Issue: The V-22 is unaffordable and there are cheaper alternatives.
As far as "cheaper alternatives," 17 separate Cost and
Operational Effectiveness Analyses (COEAs), Analyses of Alternatives (AoAs) and
studies indicated that no helicopter, or mix of helicopters, could meet either
the Marine Corps' Operational Maneuver from the Sea (OMFTS) mission or the
Special Operations Forces (SOF) mission. They all said that the V-22 was the
most cost effective solution. I believe the so-called alternatives also risk more
lives of marines, special operation forces and the people they are to protect
or rescue. They simply cannot do the mission. Why would anyone even suggest
that they continue to do this mission with the limitations of yesterday's
helicopter technology? V-22 is the most cost-effective solution.
In 17 separate COEA studies conducted by the U.S.
government, the V-22 came out the number-one solution. Tiltrotor technology has
not been the cause of either of the mishaps last year (April or December.)Â Any
loss of life is a tragedy in peacetime. However, history tells us that every
new program has gone through pain.

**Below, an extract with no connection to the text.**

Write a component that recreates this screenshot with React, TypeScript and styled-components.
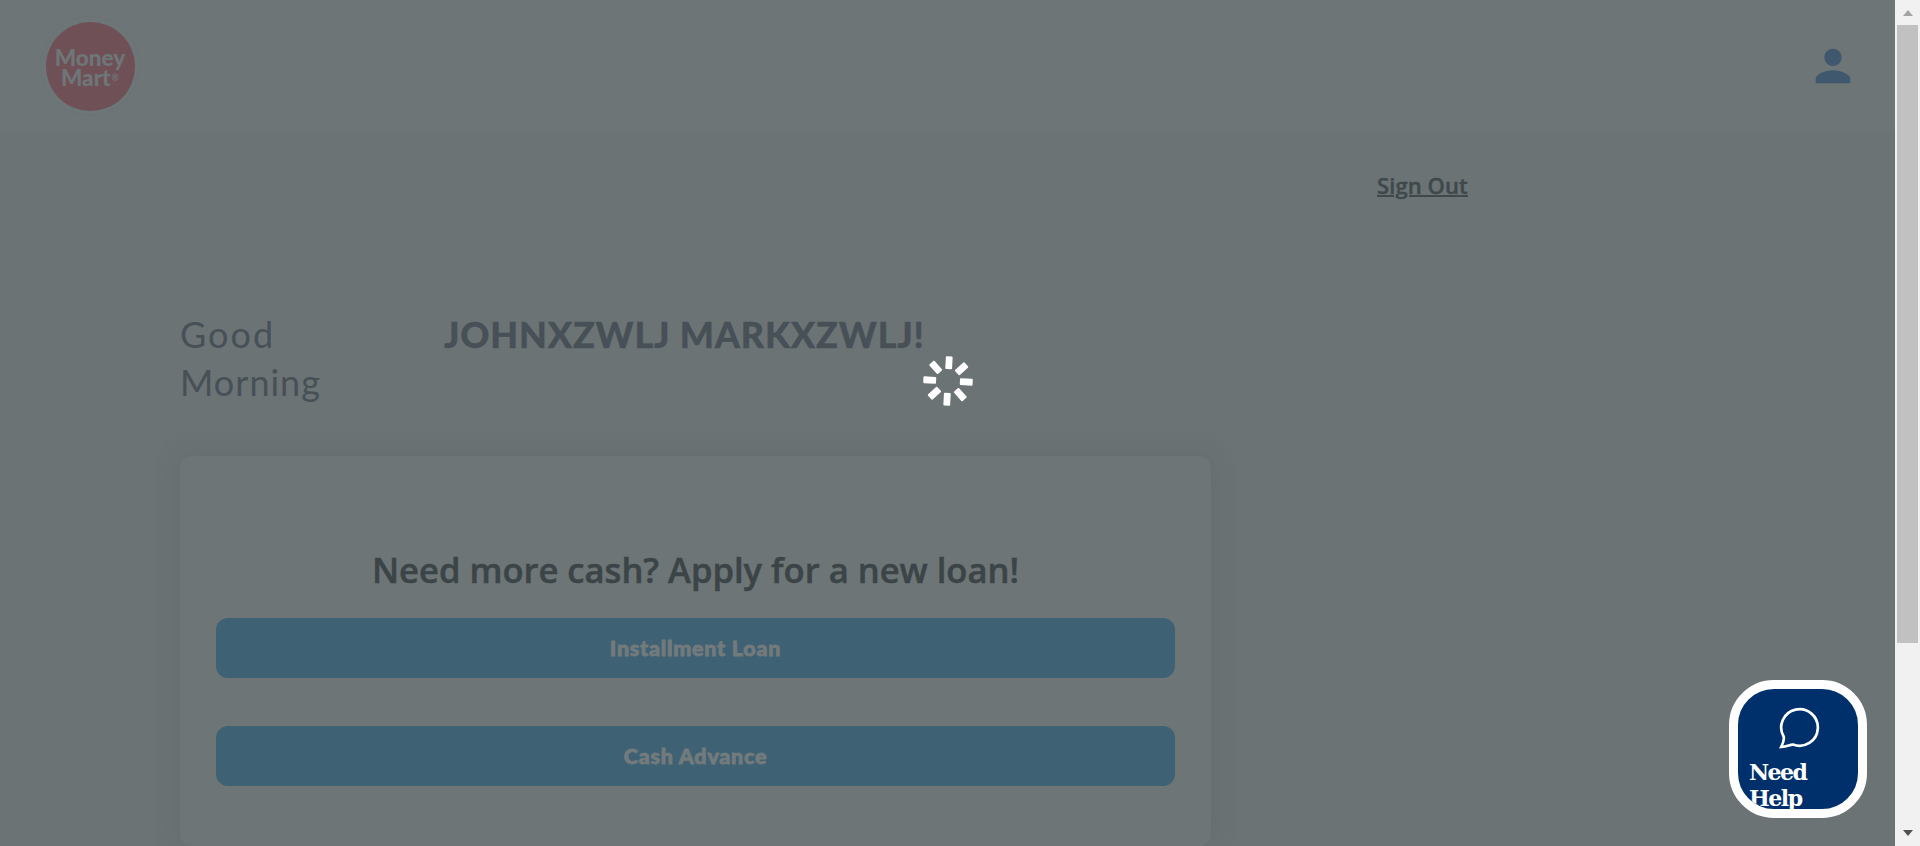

Over time we learn about the aircraft and
how to utilize it. In 2001, two separate independent investigative bodies, the
Secretary of Defense's Blue Ribbon Panel (independent review panel) and the
National Aeronautics and Space Administration (NASA) completed exhaustive
studies into tiltrotor technology. Both organizations, comprised of the world's
leading aerospace engineers, declared tiltrotor technology to be sound. The
team believes in this technology. It will be good for the nation in civilian
roles as well as the military.
Robert R. Leder is communications director for the V-22
Joint Program Office at NAS Patuxent River, MD.